-President, team visit Repsol rig
Guyana’s quest for oil is steaming ahead with officials yesterday saying that the country could know within a month whether the search is successful.
President Donald Ramotar and a team of government officials along with representatives from the Spanish-owned REPSOL, flew to the ‘Jaguar 1’ well, located about 100 miles off the city’s coast.
While a statement from REPSOL did not immediately speak of the progress of the Atwood Beacon jack-up rig, Natural Resources Minister, Robert Persaud, disclosed that results of the drilling in the Corentyne basin controlled by CGX Energy which has hired the Ocean Saratoga rig, could be known in as little as a month.
Repsol started its drilling operations of the “Jaguar-1” well in Georgetown Block on December 5, 2011 and results from this could come in as little as 60 days.
“The support of the Guyana Government has been essential to reach the actual status of the project. Repsol has been the most successful oil and gas exploration company in Latin America over the last two years,” the company said in a release following the visit yesterday.
Also on the trip were Repsol’s North LATAM Exploration Director, Joseba Murillas and Repsol´s Guyana Country Manager, Giancarlo Ariza and First Lady Deolatchmee Ramotar.
“The President’s visit to the drill site reaffirms the government’s commitment to oil exploration and gas,” Repsol said.
On December 5, 2011, Repsol Exploración S.A. initiated operations to drill the exploratory well Jaguar-1, located 160 km East-Northeast of Georgetown, in the offshore Guyana-Suriname basin.

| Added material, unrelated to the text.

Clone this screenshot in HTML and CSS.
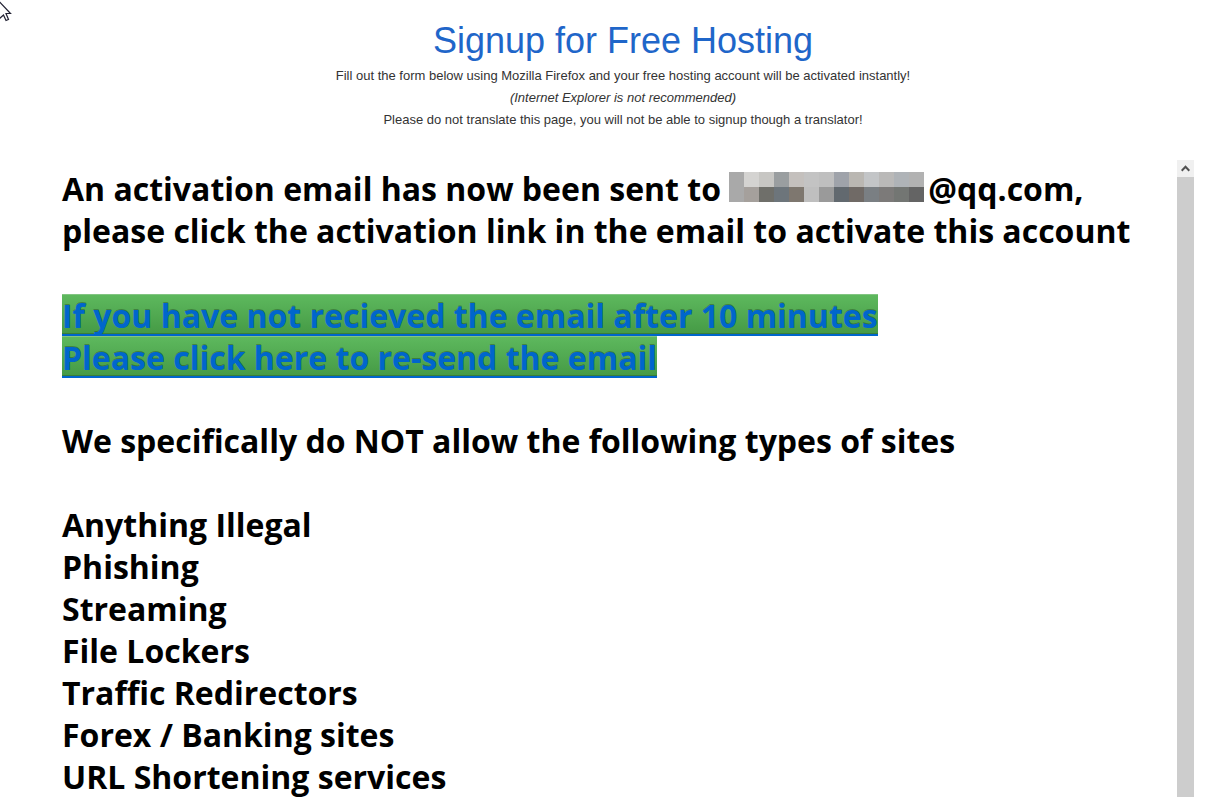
FILE: index.html
```html
<!DOCTYPE html>
<html lang="en">
<head>
<meta charset="utf-8">
<title>Signup for Free Hosting</title>
<link rel="stylesheet" href="styles.css">
</head>
<body>
<svg class="cursor" width="12" height="22" viewBox="0 0 12 22" aria-hidden="true"><path d="M-5 -3L10.500 13.500H6L8.500 19.500L6 20.500L3.500 15L-1 19" fill="#fff" stroke="#223" stroke-width="1.200"/></svg>
<div class="page">
  <header class="intro">
    <h1 class="title">Signup for Free Hosting</h1>
    <p class="note">Fill out the form below using Mozilla Firefox and your free hosting account will be activated instantly!</p>
    <p class="note"><em>(Internet Explorer is not recommended)</em></p>
    <p class="note">Please do not translate this page, you will not be able to signup though a translator!</p>
  </header>
  <main class="panel">
    <div class="message">
      <p class="block">An activation email has now been sent to <svg class="mosaic" width="195" height="30" viewBox="0 0 13 2" shape-rendering="crispEdges" role="img" aria-label="Hidden address"><path fill="#a9a9a9" d="M0 0h1v2H0z"/><path fill="#d4d3d1" d="M1 0h1v1H1z"/><path fill="#c7c6c3" d="M2 0h1v1H2z"/><path fill="#9a9ea0" d="M3 0h1v1H3z"/><path fill="#c4c0bd" d="M4 0h1v1H4z"/><path fill="#c3c3c3" d="M5 0h1v1H5z"/><path fill="#bfbfbf" d="M6 0h1v1H6z"/><path fill="#9fa3aa" d="M7 0h1v1H7z"/><path fill="#bab7b2" d="M8 0h1v1H8z"/><path fill="#c3c5c7" d="M9 0h1v1H9z"/><path fill="#bab9b8" d="M10 0h1v1h-1z"/><path fill="#afb3b7" d="M11 0h1v1h-1z"/><path fill="#b2b2b2" d="M12 0h1v1h-1z"/><path fill="#a5a09c" d="M1 1h1v1H1z"/><path fill="#6f6f6a" d="M2 1h1v1H2z"/><path fill="#6d757b" d="M3 1h1v1H3z"/><path fill="#7e776f" d="M4 1h1v1H4z"/><path fill="#bfbfbf" d="M5 1h1v1H5z"/><path fill="#9a9a9a" d="M6 1h1v1H6z"/><path fill="#62696f" d="M7 1h1v1H7z"/><path fill="#706a66" d="M8 1h1v1H8z"/><path fill="#7a7f83" d="M9 1h1v1H9z"/><path fill="#7c7a79" d="M10 1h1v1h-1z"/><path fill="#737673" d="M11 1h1v1h-1z"/><path fill="#646464" d="M12 1h1v1h-1z"/></svg>@qq.com,<br>please click the activation link in the email to activate this account</p>
      <a class="resend" href="#resend"><span class="resend-line">If you have not recieved the email after 10 minutes</span><span class="resend-line">Please click here to re-send the email</span></a>
      <p class="block">We specifically do NOT allow the following types of sites</p>
      <ul class="list">
        <li>Anything Illegal</li>
        <li>Phishing</li>
        <li>Streaming</li>
        <li>File Lockers</li>
        <li>Traffic Redirectors</li>
        <li>Forex / Banking sites</li>
        <li>URL Shortening services</li>
      </ul>
    </div>
    <div class="scrollbar">
      <button class="scroll-up" type="button" aria-label="Scroll up"><svg width="9" height="7" viewBox="0 0 9 7" aria-hidden="true"><path d="M.7 5.700L4.500 1.700L8.300 5.700" fill="none" stroke="#505050" stroke-width="2"/></svg></button>
      <div class="thumb"></div>
    </div>
  </main>
</div>
</body>
</html>
```
FILE: styles.css
```css
* { box-sizing: border-box; }
body { margin: 0; background: #fff; color: #333; font-family: "Liberation Sans", Arial, sans-serif; }
h1, p, ul { margin: 0; padding: 0; }
.cursor { position: absolute; left: 0; top: 0; }
.page { display: flex; flex-direction: column; height: 100vh; overflow: hidden; padding: 21px 26px 0 52px; }
.intro { text-align: center; padding-bottom: 29px; }
.title { font-size: 36px; line-height: 40px; font-weight: 400; color: #1f66c9; margin-bottom: 4px; }
.note { font-size: 13px; line-height: 22px; }
.panel { display: flex; flex: 1; min-height: 0; }
.message { flex: 1; overflow: hidden; padding: 8px 10px 0; color: #000; font: bold 32px/42px "Open Sans", "Noto Sans", sans-serif; white-space: nowrap; }
.block { margin-bottom: 42px; }
.mosaic { vertical-align: -1px; margin-right: 4px; }
.resend { display: flex; flex-direction: column; align-items: flex-start; margin-bottom: 42px; color: #06c; text-decoration: none; text-shadow: 0 -1px 0 rgba(0, 0, 0, .25); }
.resend-line { height: 42px; line-height: 43px; background: linear-gradient(#5eb95e, #459a45); border-bottom: 2px solid #06c; box-shadow: inset 0 1px 0 #82c582, inset 0 -1px 0 #397e39; }
.list { list-style: none; }
.scrollbar { display: flex; flex-direction: column; width: 17px; background: #f0f0f0; }
.scroll-up { display: flex; align-items: center; justify-content: center; height: 17px; padding: 0; border: 0; background: #f0f0f0; }
.thumb { flex: 1; background: #cdcdcd; }
```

“The well will be the deepest ever drilled in the region (21,425 feet below sea bed) and the drilling operations are carried out by the Atwood Beacon, a jack-up rig capable of drilling beyond 35,000 feet.”
The Georgetown Block was awarded to Repsol in 1997 by the Government of Guyana for exploration and production of oil and gas. Repsol Guyana is the operator of the Georgetown licence with 15 percent shares, and the joint venture partners are YPF, 30 percent (Repsol controlled subsidiary), CGX Energy Inc. (25 percent and Tullow Oil plc (30 percent).
Repsol is one of the largest oil companies in the world with operations in over 37 countries. During the last year, Repsol has shown to be one of the most successful companies with discoveries in Latin America such as Venezuela, Brazil, Argentina and Gulf of Mexico.
In February, government announced that almost 12 years since being ejected by neighbouring Suriname from the Corentyne area, the Ocean Saratoga rig, hired by CGX Energy, has started to drill at the Corentyne concession.
According to CGX, the Eagle-1 well in the Corentyne area will be drilled to a depth of 4,250 metres to test the Eocene and Maastrichtian geologic zones.
“The well is being drilled by the Ocean Saratoga semi-submersible drilling rig owned by a subsidiary of Diamond Offshore Drilling, Inc., a leading drilling contractor with over 40 years of global drilling experience.”
According to Steve Hermeston, President and CEO yesterday would mark a significant milestone in the history of CGX. “We are returning to drill the Eagle prospect that was halted in June 2000 due to overlapping maritime border claims between Guyana and Suriname.”
With oil prices rising, Guyana is pinning its hopes that oil is found in commercial quantities in the two wells being drilled. A significant amount of the revenues spent on oil purchases come from mainly Venezuela.
Already, for the Jaguar-1 well, Repsol and its partners have spent around US$52M, to rent the Atwood Beacon rig, among other things.
The group expects to spend up to US$180M to drill in the Georgetown concessions.
CGX officials have indicated that the operation may cost them around US$55M to drill in the Corentyne area.
But renting the rigs is not cheap. CGX is spending around US$500,000 daily to have Ocean Saratoga anchored in the Corentyne concession.
The Atwood Beacon rig is even more expensive, racking up around $650,000 in costs, daily.
The US and the Commonwealth are working with Guyana to prepare the country deal with the likely possibility that oil is found.